**Exercise prompt:**
Identify all lines below that hold "this" and collect them.

Dataset items:
------------

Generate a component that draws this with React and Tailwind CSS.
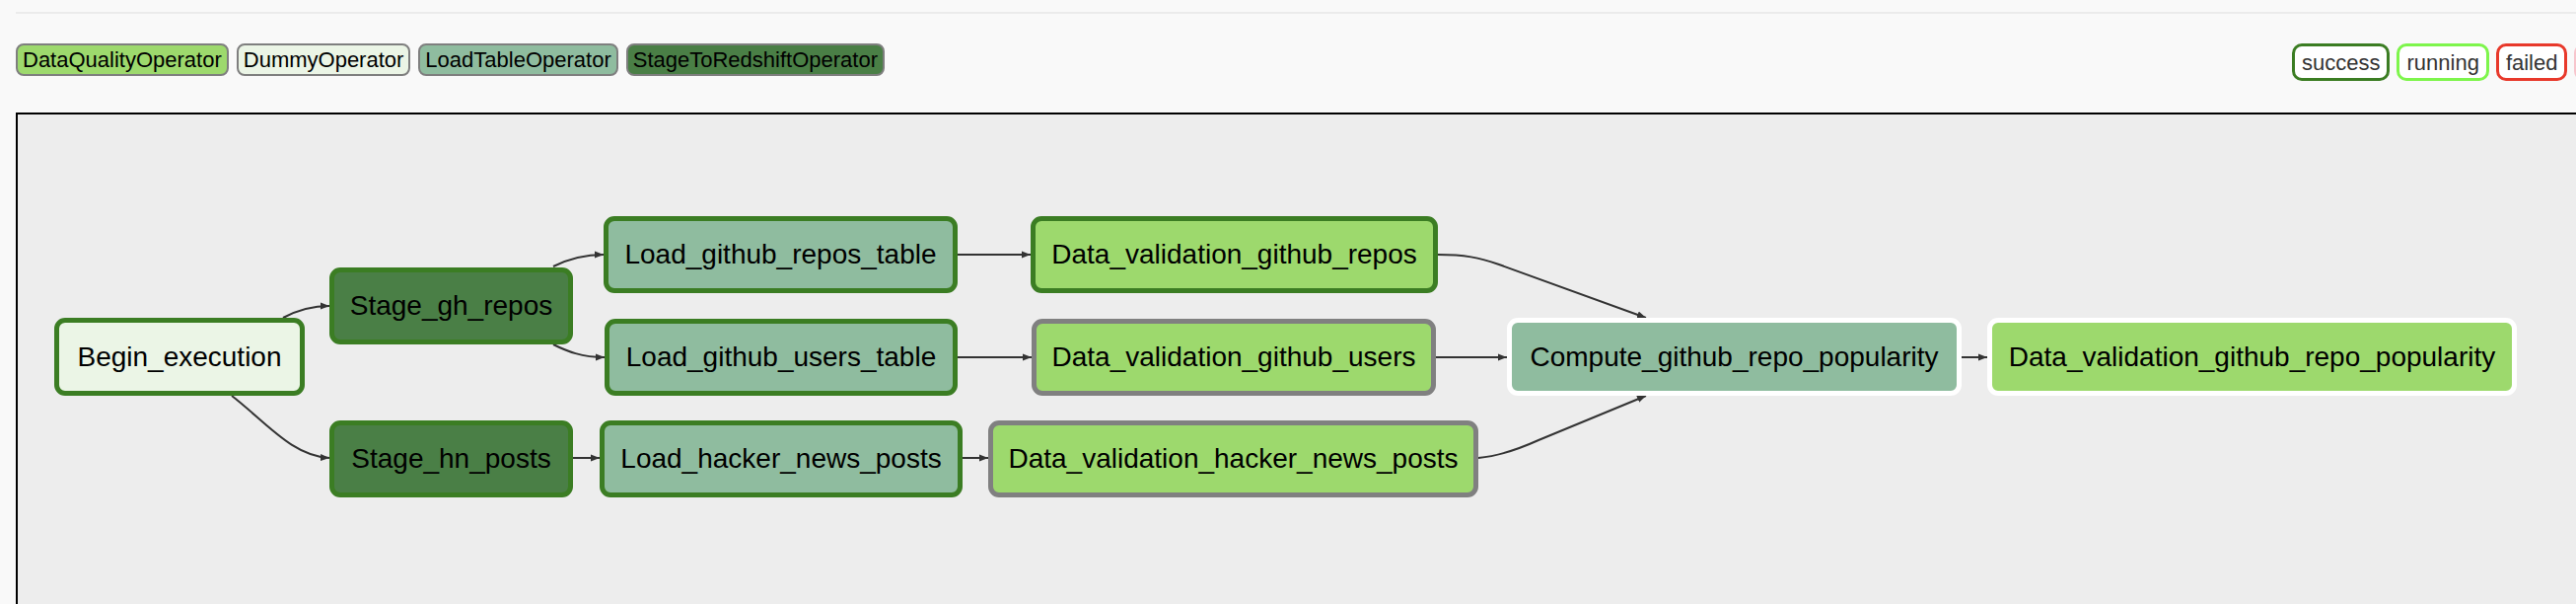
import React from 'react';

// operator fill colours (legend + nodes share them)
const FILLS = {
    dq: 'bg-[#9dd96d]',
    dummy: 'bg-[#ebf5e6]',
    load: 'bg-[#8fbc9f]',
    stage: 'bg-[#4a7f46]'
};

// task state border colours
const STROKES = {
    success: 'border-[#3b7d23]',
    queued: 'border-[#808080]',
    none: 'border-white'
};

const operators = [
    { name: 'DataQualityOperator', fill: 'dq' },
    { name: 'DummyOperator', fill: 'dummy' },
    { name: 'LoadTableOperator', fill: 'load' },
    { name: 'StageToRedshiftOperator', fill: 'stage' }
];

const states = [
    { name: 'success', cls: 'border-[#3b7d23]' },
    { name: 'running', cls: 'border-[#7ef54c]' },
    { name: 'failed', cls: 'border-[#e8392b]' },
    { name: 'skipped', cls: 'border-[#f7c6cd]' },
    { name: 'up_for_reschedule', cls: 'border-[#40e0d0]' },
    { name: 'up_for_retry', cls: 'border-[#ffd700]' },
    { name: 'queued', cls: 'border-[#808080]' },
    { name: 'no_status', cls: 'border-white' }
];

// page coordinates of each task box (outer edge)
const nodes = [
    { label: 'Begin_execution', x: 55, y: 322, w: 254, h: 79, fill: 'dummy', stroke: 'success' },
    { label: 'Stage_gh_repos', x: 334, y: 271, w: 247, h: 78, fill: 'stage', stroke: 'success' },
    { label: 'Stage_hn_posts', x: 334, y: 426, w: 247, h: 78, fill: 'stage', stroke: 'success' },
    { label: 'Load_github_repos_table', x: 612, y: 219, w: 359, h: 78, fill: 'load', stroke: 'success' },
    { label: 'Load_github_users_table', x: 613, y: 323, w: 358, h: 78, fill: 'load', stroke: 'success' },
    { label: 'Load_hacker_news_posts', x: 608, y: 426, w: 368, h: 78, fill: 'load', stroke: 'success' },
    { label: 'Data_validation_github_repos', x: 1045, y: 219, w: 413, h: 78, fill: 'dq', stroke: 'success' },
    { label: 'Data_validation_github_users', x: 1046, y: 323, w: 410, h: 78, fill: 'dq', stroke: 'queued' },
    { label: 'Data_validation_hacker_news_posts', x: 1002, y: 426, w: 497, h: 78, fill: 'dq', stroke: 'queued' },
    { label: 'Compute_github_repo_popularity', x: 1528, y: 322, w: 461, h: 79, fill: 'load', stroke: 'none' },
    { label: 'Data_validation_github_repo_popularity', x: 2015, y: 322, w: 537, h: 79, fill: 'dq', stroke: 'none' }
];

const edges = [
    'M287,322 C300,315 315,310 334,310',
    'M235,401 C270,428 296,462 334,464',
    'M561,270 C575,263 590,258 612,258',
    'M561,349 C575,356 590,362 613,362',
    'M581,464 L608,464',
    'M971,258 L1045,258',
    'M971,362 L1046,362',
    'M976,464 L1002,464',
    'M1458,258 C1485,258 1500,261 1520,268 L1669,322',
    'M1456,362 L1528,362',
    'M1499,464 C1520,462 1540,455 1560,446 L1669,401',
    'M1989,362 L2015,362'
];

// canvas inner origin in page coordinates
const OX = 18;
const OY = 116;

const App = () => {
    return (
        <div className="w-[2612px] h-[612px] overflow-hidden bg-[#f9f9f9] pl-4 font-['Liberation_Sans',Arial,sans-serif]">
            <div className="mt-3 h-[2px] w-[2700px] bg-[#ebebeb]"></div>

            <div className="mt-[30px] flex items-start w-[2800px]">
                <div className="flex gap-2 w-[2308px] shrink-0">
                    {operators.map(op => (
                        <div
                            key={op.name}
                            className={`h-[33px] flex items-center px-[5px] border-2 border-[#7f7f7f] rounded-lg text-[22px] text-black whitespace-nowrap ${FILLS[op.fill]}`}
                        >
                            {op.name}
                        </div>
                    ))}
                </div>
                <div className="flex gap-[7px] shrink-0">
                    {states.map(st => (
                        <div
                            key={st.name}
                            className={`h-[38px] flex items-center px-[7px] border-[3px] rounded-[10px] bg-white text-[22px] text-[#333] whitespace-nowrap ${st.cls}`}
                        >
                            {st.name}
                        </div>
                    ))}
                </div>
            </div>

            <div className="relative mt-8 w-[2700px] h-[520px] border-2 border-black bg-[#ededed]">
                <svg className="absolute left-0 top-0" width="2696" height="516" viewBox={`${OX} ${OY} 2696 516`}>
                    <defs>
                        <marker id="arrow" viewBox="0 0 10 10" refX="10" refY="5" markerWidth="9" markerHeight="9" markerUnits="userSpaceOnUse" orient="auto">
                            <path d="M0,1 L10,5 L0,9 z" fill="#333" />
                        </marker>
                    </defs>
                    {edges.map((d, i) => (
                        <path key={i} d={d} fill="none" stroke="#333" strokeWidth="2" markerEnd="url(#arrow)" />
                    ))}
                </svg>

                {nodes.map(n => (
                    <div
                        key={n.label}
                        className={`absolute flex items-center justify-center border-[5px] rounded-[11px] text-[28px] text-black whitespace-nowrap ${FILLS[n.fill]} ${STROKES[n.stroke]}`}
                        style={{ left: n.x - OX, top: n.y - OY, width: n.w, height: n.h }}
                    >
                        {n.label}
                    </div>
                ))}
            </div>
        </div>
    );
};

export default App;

------------

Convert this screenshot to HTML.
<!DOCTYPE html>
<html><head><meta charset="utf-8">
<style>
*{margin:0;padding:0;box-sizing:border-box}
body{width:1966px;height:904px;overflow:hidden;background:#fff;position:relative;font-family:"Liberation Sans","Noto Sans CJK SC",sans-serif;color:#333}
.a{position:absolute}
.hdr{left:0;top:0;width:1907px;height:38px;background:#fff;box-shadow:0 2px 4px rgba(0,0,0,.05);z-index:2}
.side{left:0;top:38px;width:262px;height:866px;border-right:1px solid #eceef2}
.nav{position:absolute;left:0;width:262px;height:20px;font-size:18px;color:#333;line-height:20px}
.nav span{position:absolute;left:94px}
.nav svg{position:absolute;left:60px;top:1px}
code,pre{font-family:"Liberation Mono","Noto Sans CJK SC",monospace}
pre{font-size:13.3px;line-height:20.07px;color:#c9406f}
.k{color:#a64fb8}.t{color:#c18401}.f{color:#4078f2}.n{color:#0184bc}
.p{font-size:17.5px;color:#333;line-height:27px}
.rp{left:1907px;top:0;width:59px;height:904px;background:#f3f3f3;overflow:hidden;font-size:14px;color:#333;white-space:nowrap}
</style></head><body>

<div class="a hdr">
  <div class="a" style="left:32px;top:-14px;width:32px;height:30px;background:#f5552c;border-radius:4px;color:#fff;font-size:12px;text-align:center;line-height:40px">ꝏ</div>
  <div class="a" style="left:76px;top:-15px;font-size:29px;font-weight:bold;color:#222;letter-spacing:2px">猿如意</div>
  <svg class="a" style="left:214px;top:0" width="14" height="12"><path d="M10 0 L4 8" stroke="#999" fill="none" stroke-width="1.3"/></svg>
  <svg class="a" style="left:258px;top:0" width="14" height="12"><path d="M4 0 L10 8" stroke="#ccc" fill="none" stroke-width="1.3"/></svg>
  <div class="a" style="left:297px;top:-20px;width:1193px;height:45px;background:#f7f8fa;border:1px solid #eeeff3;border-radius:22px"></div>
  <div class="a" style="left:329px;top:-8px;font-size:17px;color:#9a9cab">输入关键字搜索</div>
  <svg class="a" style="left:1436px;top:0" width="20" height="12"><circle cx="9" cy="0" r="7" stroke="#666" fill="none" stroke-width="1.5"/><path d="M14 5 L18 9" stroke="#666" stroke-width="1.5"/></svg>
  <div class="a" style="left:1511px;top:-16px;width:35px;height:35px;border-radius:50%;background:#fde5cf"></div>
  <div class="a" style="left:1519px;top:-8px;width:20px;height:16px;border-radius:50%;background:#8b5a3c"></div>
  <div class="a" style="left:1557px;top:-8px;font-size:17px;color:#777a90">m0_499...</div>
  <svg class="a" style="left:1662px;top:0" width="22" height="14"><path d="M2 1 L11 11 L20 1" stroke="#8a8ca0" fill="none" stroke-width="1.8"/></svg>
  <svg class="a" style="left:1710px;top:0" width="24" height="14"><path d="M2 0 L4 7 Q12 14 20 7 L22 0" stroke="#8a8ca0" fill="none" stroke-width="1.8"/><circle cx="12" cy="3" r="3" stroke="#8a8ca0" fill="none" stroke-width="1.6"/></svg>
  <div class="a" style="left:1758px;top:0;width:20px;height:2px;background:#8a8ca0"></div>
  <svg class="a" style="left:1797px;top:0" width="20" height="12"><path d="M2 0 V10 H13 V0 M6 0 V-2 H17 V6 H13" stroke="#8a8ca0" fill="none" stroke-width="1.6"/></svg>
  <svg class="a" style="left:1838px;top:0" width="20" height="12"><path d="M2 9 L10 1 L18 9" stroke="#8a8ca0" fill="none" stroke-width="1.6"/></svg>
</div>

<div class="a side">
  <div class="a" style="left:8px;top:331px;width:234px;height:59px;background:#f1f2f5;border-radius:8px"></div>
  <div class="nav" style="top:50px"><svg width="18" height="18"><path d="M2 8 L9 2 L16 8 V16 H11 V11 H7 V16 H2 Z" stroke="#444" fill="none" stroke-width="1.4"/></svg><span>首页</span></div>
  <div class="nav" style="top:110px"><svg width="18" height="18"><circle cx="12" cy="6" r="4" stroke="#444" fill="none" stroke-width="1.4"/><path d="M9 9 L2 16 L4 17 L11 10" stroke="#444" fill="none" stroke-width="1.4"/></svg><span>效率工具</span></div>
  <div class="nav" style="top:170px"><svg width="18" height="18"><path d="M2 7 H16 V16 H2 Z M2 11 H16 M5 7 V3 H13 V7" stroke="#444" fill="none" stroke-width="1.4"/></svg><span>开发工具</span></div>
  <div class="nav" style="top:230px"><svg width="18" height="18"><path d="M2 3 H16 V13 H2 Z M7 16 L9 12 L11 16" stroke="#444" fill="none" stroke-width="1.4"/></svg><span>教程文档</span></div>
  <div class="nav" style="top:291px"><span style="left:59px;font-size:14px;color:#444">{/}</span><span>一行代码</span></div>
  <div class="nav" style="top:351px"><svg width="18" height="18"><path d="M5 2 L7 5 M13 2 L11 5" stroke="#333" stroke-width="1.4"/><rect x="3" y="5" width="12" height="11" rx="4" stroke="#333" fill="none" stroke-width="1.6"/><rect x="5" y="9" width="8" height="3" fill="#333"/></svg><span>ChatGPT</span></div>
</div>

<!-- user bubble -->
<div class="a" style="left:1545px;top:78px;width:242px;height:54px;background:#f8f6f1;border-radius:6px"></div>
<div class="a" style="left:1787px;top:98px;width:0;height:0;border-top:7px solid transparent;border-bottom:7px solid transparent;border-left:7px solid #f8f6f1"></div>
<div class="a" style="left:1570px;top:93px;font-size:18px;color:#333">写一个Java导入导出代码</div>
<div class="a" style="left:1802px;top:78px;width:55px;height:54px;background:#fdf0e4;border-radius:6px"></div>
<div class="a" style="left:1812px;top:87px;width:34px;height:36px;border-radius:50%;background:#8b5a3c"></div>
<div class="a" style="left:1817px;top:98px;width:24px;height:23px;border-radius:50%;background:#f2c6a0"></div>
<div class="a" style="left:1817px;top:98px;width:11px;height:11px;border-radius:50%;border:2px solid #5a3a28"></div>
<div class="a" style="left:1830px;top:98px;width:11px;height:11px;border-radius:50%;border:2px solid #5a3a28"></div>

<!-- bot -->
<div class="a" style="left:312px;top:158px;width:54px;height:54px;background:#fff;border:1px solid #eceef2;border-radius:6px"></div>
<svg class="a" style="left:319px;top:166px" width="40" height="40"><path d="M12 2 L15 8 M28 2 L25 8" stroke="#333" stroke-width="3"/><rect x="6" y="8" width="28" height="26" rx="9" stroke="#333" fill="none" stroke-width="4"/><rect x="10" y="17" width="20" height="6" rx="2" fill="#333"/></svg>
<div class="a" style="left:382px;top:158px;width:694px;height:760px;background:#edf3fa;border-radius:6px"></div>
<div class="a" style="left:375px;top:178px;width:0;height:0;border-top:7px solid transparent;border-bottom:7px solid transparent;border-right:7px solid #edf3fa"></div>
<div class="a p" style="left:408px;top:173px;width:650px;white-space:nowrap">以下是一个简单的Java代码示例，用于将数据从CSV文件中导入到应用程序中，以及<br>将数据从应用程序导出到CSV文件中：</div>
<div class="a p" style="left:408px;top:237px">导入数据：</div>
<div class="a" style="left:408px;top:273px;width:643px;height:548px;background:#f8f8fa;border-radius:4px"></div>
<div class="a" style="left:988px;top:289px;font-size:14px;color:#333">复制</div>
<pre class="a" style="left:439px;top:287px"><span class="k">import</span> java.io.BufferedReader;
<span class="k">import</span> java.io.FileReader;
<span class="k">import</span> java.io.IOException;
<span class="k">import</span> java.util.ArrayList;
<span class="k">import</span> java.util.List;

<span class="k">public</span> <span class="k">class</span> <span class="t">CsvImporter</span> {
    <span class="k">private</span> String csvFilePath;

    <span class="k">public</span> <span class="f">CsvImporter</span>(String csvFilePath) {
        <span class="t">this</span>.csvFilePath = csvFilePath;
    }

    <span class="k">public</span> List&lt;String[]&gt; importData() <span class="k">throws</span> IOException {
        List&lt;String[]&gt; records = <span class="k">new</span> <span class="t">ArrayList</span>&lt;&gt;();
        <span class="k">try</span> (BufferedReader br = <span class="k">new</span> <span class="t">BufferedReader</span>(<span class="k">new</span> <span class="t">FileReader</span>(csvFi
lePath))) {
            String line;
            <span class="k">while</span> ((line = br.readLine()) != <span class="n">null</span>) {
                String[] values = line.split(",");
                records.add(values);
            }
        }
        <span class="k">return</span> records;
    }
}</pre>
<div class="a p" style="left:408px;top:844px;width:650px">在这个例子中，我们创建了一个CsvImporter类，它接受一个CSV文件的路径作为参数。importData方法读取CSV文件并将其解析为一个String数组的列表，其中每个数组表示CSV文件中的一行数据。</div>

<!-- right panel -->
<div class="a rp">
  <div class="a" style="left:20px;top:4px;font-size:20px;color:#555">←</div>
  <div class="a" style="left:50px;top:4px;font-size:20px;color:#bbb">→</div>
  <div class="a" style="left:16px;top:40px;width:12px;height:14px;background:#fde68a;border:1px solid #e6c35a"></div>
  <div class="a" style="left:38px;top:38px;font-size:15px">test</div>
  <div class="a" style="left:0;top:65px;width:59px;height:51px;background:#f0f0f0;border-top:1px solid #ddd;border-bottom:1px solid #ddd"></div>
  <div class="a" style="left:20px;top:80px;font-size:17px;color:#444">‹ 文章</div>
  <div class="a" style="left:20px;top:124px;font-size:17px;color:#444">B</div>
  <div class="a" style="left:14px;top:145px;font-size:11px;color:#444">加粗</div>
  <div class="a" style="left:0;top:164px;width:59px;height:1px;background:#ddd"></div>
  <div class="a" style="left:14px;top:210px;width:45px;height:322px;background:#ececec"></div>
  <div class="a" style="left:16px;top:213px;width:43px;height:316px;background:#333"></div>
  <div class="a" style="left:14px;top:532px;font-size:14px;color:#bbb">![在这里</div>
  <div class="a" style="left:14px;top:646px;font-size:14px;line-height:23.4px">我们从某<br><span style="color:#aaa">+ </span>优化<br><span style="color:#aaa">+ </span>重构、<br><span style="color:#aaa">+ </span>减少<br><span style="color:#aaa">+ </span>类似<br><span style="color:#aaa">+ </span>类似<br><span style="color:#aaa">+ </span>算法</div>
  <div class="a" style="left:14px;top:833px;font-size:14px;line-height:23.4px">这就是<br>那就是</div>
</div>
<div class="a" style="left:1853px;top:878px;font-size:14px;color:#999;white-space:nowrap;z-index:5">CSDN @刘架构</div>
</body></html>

------------

**Exercise result:**
Generate a component that draws this with React and Tailwind CSS.
Convert this screenshot to HTML.
        <span class="t">this</span>.csvFilePath = csvFilePath;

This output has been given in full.